En las procesiones de Semana Santa se nota muy bien que el arte es tentativa de integrar el mal. Los pasos absolutamente geniales, las grandes catedrales que atesoran obras de arte como bancos centrales del país de la utopía, las esbeltas torres, milagro de piedra y equilibrio, las bóvedas desafiantes de ingenio y prodigio, los retablos fastuosos, los doseles, los tronos, las sillerías de maderas preciosas, los presbiterios de mármol imposible. Todo lo que ha sido propiedad de la Iglesia es rico y fastuoso, mi propio pueblo, señorío episcopal, está lleno de cajoneras de nogal en sus descuidadas sacristías -descuidadas porque ya la Iglesia no está allí-. Las ciudades históricas, repletas de exquisitos y ricos ornamentos litúrgicos, de casullas y capas pluviales donde el oro y la plata es como césped en pradera de ricos ociosos, las dalmáticas, los palios y manteles de altar, los anaqueles y alacenas repletas de la mejor orfebrería religiosa, de acetres e hisopos, de cálices, copones, lámparas del Santísimo, atriles, candelabros, cruces de altar y cruces parroquiales, custodias, incensarios, ciriales... En cualquier rincón, sagrarios de oro o de madera policromada, vinajeras, lámparas, bellísimas sacras, hermosos facistoles, bancos, confesonarios, estandartes, pendones, doseles, pilas bautismales...
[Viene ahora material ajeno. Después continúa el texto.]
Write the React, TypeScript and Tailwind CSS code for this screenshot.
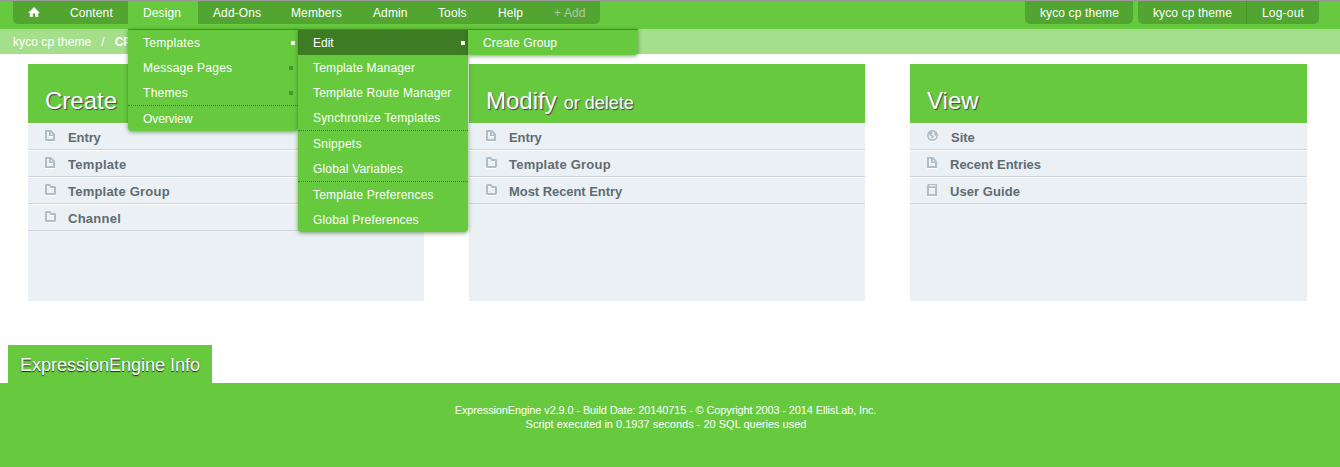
import React from "react";

type Kind = "page" | "folder" | "globe" | "book";

const shapes: Record<Kind, React.ReactNode> = {
  page: (
    <path fillRule="evenodd" d="M0 0H6L10 4V11H0Z M2 2V9H8V6H4V2Z M6 2.6V4.4H7.8Z" />
  ),
  folder: (
    <path fillRule="evenodd" d="M0 1L1 0H5L6.5 2H10L11 3V10L10 11H1L0 10Z M2 2V9H9V4H5.5L4.2 2Z" />
  ),
  globe: (
    <g>
      <path fillRule="evenodd" d="M5.5 0A5.5 5.5 0 1 1 5.5 11A5.5 5.5 0 1 1 5.5 0Z M5.5 1.7A3.8 3.8 0 1 0 5.5 9.3A3.8 3.8 0 1 0 5.5 1.7Z" />
      <path d="M1.5 2.5L4.5 1.2L6 3L4.5 4.5L7 6.2L5.8 8.5L4.5 8L4 6L1.8 5Z M7 2L9.5 3.5V7L8 5.5L7.2 4Z" />
    </g>
  ),
  book: (
    <path fillRule="evenodd" d="M1 0H10V12H0V1Z M2 1.3V2.3H8.5V1.3Z M2 4V10.2H8V4Z" />
  ),
};

function RowIcon({ kind }: { kind: Kind }) {
  return (
    <svg width="12" height="14" viewBox="0 0 12 14" className="shrink-0">
      <g fill="#ffffff" transform="translate(0 1)">{shapes[kind]}</g>
      <g fill="#afbdc7">{shapes[kind]}</g>
    </svg>
  );
}

function NavItem({ label, width, active, muted }: { label: string; width: string; active?: boolean; muted?: boolean }) {
  return (
    <div className={`${width} h-full pl-[15px] leading-6 tracking-[0.12px] ${active ? "bg-[#67c93e]" : ""} ${muted ? "text-[#b5c5b0]" : ""}`}>{label}</div>
  );
}

function Panel({ title, sub, rows }: { title: string; sub?: string; rows: [Kind, string, string][] }) {
  return (
    <section className="h-[237px] bg-[#eaf0f3]">
      <h2 className="h-[59px] bg-[#67c93e] pl-[17px] pt-[19px] text-2xl leading-9 text-white [text-shadow:1px_1px_1px_#444]">
        {title}
        {sub && <small className="ml-[7px] text-lg">{sub}</small>}
      </h2>
      <ul>
        {rows.map(([kind, label, tracking]) => (
          <li key={label} className="flex h-[27px] items-start border-b border-t border-b-[#ccd5db] border-t-white pl-[17px] pt-[6px]">
            <RowIcon kind={kind} />
            <span className={`${kind === "globe" ? "ml-3" : "ml-[11px]"} ${tracking} text-[13px] font-bold leading-4 text-[#5f6c74]`}>{label}</span>
          </li>
        ))}
      </ul>
    </section>
  );
}

function MenuItem({ label, more, lit, active, rule, tracking = "tracking-[0.17px]" }: {
  label: string;
  more?: boolean;
  lit?: boolean;
  active?: boolean;
  rule?: boolean;
  tracking?: string;
}) {
  return (
    <li
      className={`flex items-center justify-between pl-[15px] ${rule ? "h-[26px] border-t border-dotted border-[#3e7c24]" : "h-[25px]"} ${active ? "bg-[#3e7c24]" : ""}`}
    >
      <span className={tracking}>{label}</span>
      {more && <i className={`size-1 ${lit ? "mr-[3px] bg-white" : "mr-[5px] bg-[#4a962b]"}`} />}
    </li>
  );
}

const menu = "absolute top-[29px] w-[170px] rounded-b border-t border-[#459026] bg-[#67c93e] shadow-[0_1px_4px_rgba(40,90,20,0.6)]";

export default function App() {
  return (
    <div className="relative flex h-[467px] w-[1340px] flex-col overflow-hidden bg-white text-xs text-white [font-family:'Liberation_Sans',Arial,sans-serif]">
      <header className="flex h-[29px] shrink-0 items-start border-t border-[#999] bg-[#67c93e] pl-[13px] pr-[21px]">
        <nav className="flex h-[23px] w-[587px] overflow-hidden rounded-b-[5px] bg-[#52a530]">
          <div className="flex w-[42px] justify-center pt-[6px]">
            <svg width="12" height="10" viewBox="0 0 12 10" fill="#fff">
              <path d="M6 0L12 6H10.2V10H7.2V6.5H4.8V10H1.8V6H0Z" />
            </svg>
          </div>
          <NavItem label="Content" width="w-[73px]" />
          <NavItem label="Design" width="w-[70px]" active />
          <NavItem label="Add-Ons" width="w-[78px]" />
          <NavItem label="Members" width="w-[82px]" />
          <NavItem label="Admin" width="w-[65px]" />
          <NavItem label="Tools" width="w-[60px]" />
          <NavItem label="Help" width="w-[56px]" />
          <NavItem label="+ Add" width="w-[61px]" muted />
        </nav>
        <div className="ml-auto flex h-[23px] w-[108px] rounded-b-[5px] bg-[#52a530]">
          <NavItem label="kyco cp theme" width="w-[108px]" />
        </div>
        <div className="ml-[5px] flex h-[23px] w-[181px] rounded-b-[5px] bg-[#52a530]">
          <NavItem label="kyco cp theme" width="w-[108px]" />
          <div className="w-[73px] border-l border-dotted border-[#3e8a22] pl-[15px] leading-6 tracking-[0.2px]">Log-out</div>
        </div>
      </header>
      <div className="flex h-[25px] shrink-0 bg-[#a5df8c] pl-[13px] leading-[26px]">
        <span className="tracking-[0.07px]">kyco cp theme</span>
        <span className="ml-[10px]">/</span>
        <b className="ml-[10px] w-[14px] overflow-hidden">CP</b>
      </div>
      <main className="mt-[10px] grid grid-cols-[396px_396px_397px] gap-x-[45px] pl-7">
        <Panel
          title="Create"
          rows={[
            ["page", "Entry", "tracking-[-0.1px]"],
            ["page", "Template", "tracking-[0.3px]"],
            ["folder", "Template Group", "tracking-[0.22px]"],
            ["folder", "Channel", "tracking-[0.25px]"],
          ]}
        />
        <Panel
          title="Modify"
          sub="or delete"
          rows={[
            ["page", "Entry", "tracking-[-0.1px]"],
            ["folder", "Template Group", "tracking-[0.22px]"],
            ["folder", "Most Recent Entry", "tracking-[-0.06px]"],
          ]}
        />
        <Panel
          title="View"
          rows={[
            ["globe", "Site", "tracking-normal"],
            ["page", "Recent Entries", "tracking-normal"],
            ["book", "User Guide", "tracking-[0.06px]"],
          ]}
        />
      </main>
      <h3 className="ml-2 mt-[44px] h-[38px] w-[204px] bg-[#67c93e] pl-3 text-lg leading-10 [text-shadow:0_1px_1px_#222]">ExpressionEngine Info</h3>
      <footer className="grow bg-[#67c93e] pt-5 text-center text-[11px] leading-[14px]">
        <p className="-ml-[9px] tracking-[-0.125px]">ExpressionEngine v2.9.0 - Build Date: 20140715 - © Copyright 2003 - 2014 EllisLab, Inc.</p>
        <p className="-ml-[8px]">Script executed in 0.1937 seconds - 20 SQL queries used</p>
      </footer>

      <ul className={`${menu} left-32`}>
        <MenuItem label="Templates" more lit tracking="tracking-[0.28px]" />
        <MenuItem label="Message Pages" more tracking="tracking-[0.25px]" />
        <MenuItem label="Themes" more tracking="tracking-[0.3px]" />
        <MenuItem label="Overview" rule tracking="tracking-[-0.1px]" />
      </ul>
      <ul className={`${menu} left-[298px]`}>
        <MenuItem label="Edit" more lit active tracking="tracking-normal" />
        <MenuItem label="Template Manager" />
        <MenuItem label="Template Route Manager" />
        <MenuItem label="Synchronize Templates" />
        <MenuItem label="Snippets" rule tracking="tracking-[0.25px]" />
        <MenuItem label="Global Variables" />
        <MenuItem label="Template Preferences" rule tracking="tracking-[0.2px]" />
        <MenuItem label="Global Preferences" />
      </ul>
      <ul className={`${menu} left-[468px]`}>
        <MenuItem label="Create Group" tracking="tracking-[0.12px]" />
      </ul>
    </div>
  );
}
Sin la traición de la la Iglesia a su fundador (¿qué es una traición?: "Traición, tu nombre es Dulce", dijo Isabel II al enterarse de la sublevación del general Domingo Dulce), el arte no habría sido posible. El traje de un cardenal vale más de un millón, las tiaras no tienen precio, Cristo, el Dios de los pobres, es más Cristo si se presenta en oro macizo y sembrado de esmeraldas. Tener fe así es un milagro, tal vez el mayor milagro de Dios. Pero gracias al mal que se coló en los sucesores del Justo, la cultura y su gloria florecieron como lirio en primavera. Ni pañales tuvo el Justo cuando llegó a nosotros; ni cuna siquiera. Cuando le matamos, haciéndole sangrar como perro rabioso y maldito, inventamos para el futuro la gloria cultural. Ahora le paseamos por las calles, cubierto de oro y seda, entre kilos y kilos de cera ardiendo; también a su pobre madre indigente. Sin esta Iglesia no habría sido posible el arte en el corral placentero donde viven los hombres: la Humanidad se lo premiará, Dios, no lo sé. Ni el Greco ni Rivera, ni Fra Angélico ni Miguel Ángel, Bernini o Berruguete. Con el Justo a la cabeza resultaba imposible el esplendor del arte, tentativas de integrar el mal. Quienes sostuvieron el peso de la Iglesia hicieron lo que tenían que hacer.

Aunque avergonzados por lo que pasó, no dejamos de admirar las consecuencias, las benditas consecuencias de la traición ("¡Qué traidor no desconfía" cantó Tirso).

"Me parece interesante esa idea de que el mal es necesario por el arte", dice uno de los personajes de la Beauvoir. Henri (Sartre) se preguntaba, voluptuosamente dormido en las delicias de la inocencia: ¿Si el mal está en todas partes la inocencia no existe? Pensaba que si el mal está en todas partes no hay ninguna puerta para el escape, ni para la Humanidad, ni para uno mismo. Pero se sentó y miró distraídamente correr el agua. Anne pensaba que mientras en algún cafetín del mundo un pianista toque con sordina aires lánguidos, el amor puede empezar a rejuvenecer nuestra piel.

Rejuvenecer es envejecer un día todos los días. Un día nada más.